Nigerian opposition selects party stalwart as leader

Uche Secondus voted chairman of People’s Democratic Party

Nigerian opposition selects party stalwart as leader

The opposition People’s Democratic Party (PDP) on Sunday selected elder statesman Uche Secondus as its chairman.

Secondus was sworn in following hours of horse-trading, amid claims of vote fraud and walkouts by other candidates.

The 62-year-old received the backing of 11 powerful state governors but his victory threatened to further polarize the PDP, which held power from 1999 to 2015, when President Goodluck Jonathan lost to Muhammadu Bahari.

Secondus was declared head of the center-right party with 2,000 delegate votes at the national convention early Sunday. His closest rival, Tunde Adeniran, polled 230 votes.

His main challengers claimed the result had been doctored by fixing the delegates' list to favor the views of PDP governors.

“We submit that this election is a sham and its result is unacceptable,” Adeniran’s campaign said in a statement.
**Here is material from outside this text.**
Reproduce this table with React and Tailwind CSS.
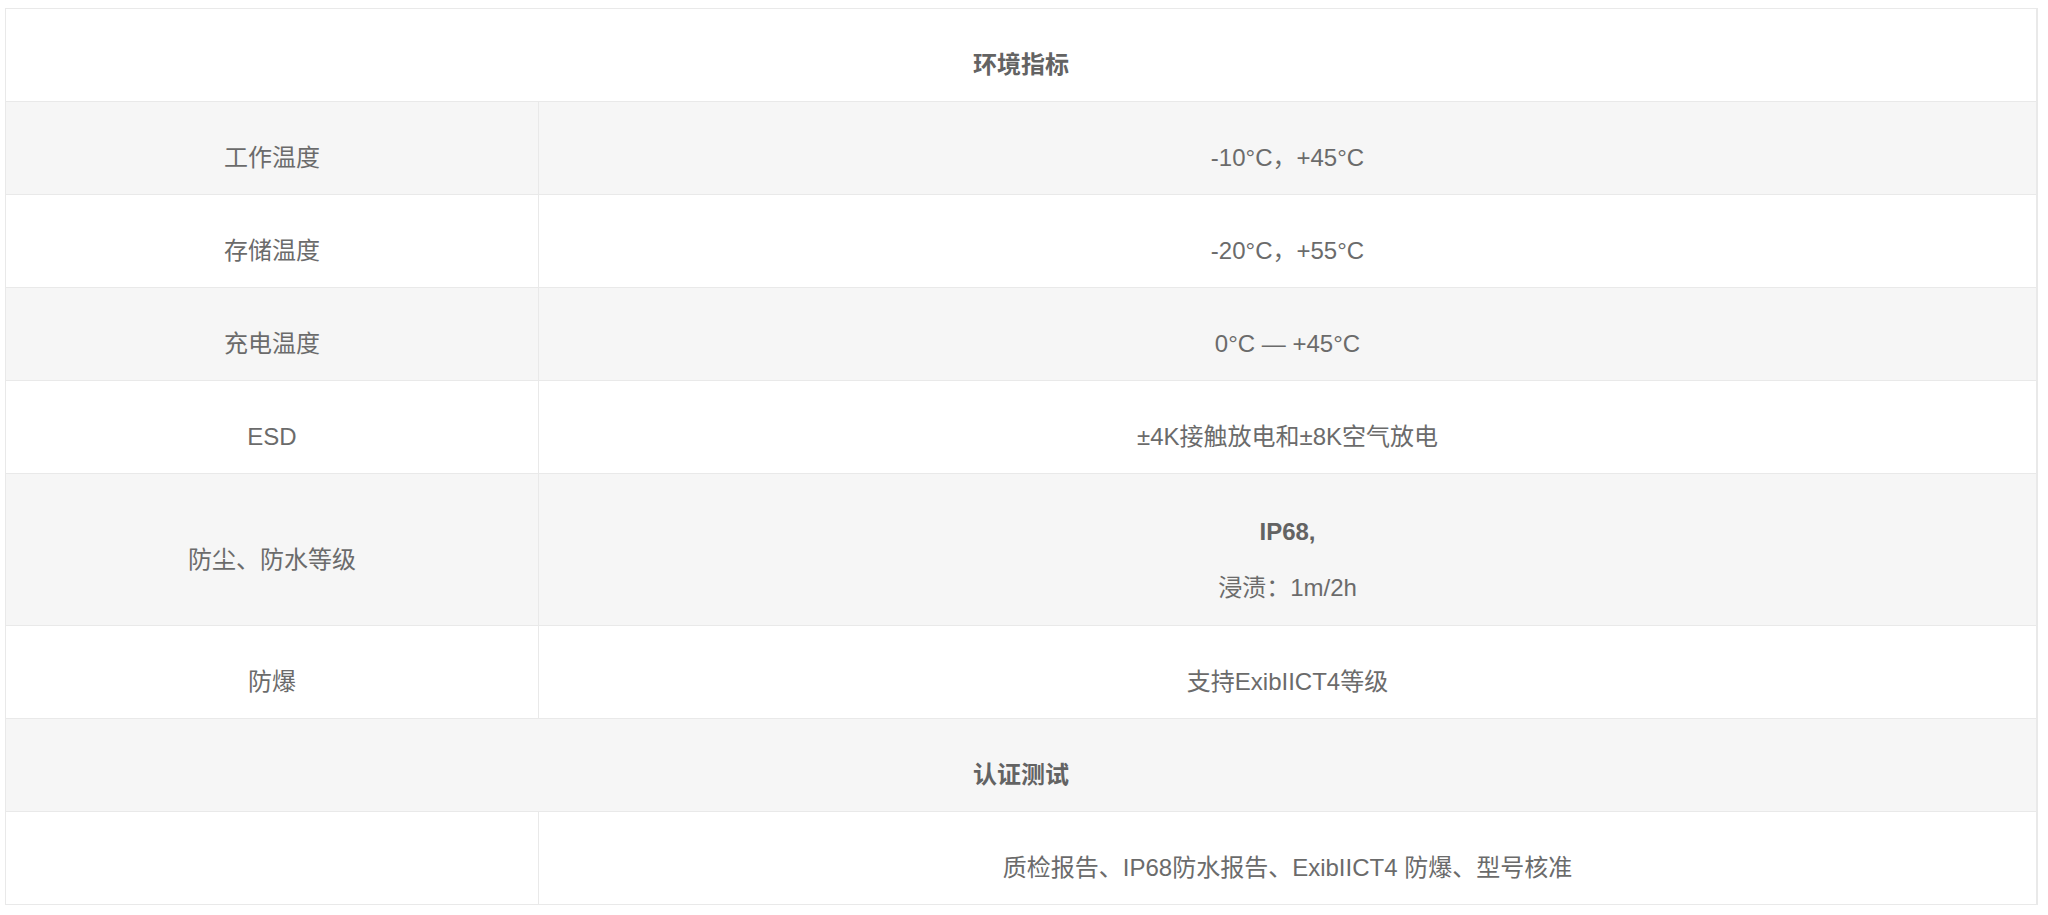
import React from 'react';

const rows = [
  { type: 'section', label: '环境指标' },
  { label: '工作温度', value: '-10°C，+45°C' },
  { label: '存储温度', value: '-20°C，+55°C' },
  { label: '充电温度', value: '0°C — +45°C' },
  { label: 'ESD', value: '±4K接触放电和±8K空气放电' },
  { label: '防尘、防水等级', value: 'ip68' },
  { label: '防爆', value: '支持ExibIICT4等级' },
  { type: 'section', label: '认证测试' },
  { label: '', value: '质检报告、IP68防水报告、ExibIICT4 防爆、型号核准' },
];

const App = () => {
  return (
    <div
      className="bg-white min-h-[915px] pt-[8px] pl-[5px]"
      style={{ fontFamily: '"Liberation Sans", "Noto Sans CJK SC", sans-serif' }}
    >
      <table className="w-[2033px] border-collapse border border-r-2 border-[#e9e9e9] text-[24px] text-[#6b6b6b]">
        <tbody>
          {rows.map((row, i) => {
            const bg = i % 2 === 0 ? 'bg-white' : 'bg-[#f6f6f6]';
            if (row.type === 'section') {
              return (
                <tr key={i} className={bg}>
                  <td colSpan={2} className="h-[93px] border border-[#e9e9e9] pt-[20px] text-center align-middle font-bold text-[#636363]">
                    {row.label}
                  </td>
                </tr>
              );
            }
            return (
              <tr key={i} className={bg}>
                <td className={`w-[533px] border border-[#e9e9e9] pt-[20px] text-center align-middle ${row.value === 'ip68' ? 'h-[152px]' : 'h-[93px]'}`}>
                  {row.label}
                </td>
                <td className="border border-[#e9e9e9] pt-[20px] text-center align-middle">
                  {row.value === 'ip68' ? (
                    <div className="flex flex-col items-center gap-[24px] leading-[32px]">
                      <p className="font-bold text-[#636363]">IP68,</p>
                      <p>浸渍：1m/2h</p>
                    </div>
                  ) : (
                    row.value
                  )}
                </td>
              </tr>
            );
          })}
        </tbody>
      </table>
    </div>
  );
};

export default App;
“We reject it in its entirety. We consider this so-called election as a travesty of democracy and due process, which further entrenches the culture of impunity that has done a great damage to the party in the past.”

The vote came ahead of elections scheduled for February 2019.

Before the election, Secondus was a deputy national chairman of the party and was touted as the PDP’s longest-serving official, having risen through the ranks since 1999.

“I want to appeal to every member of the party to come together and be united,” he said in his victory speech in capital Abuja.

“I’m appealing to all and sundry, we should all remain united and be committed.”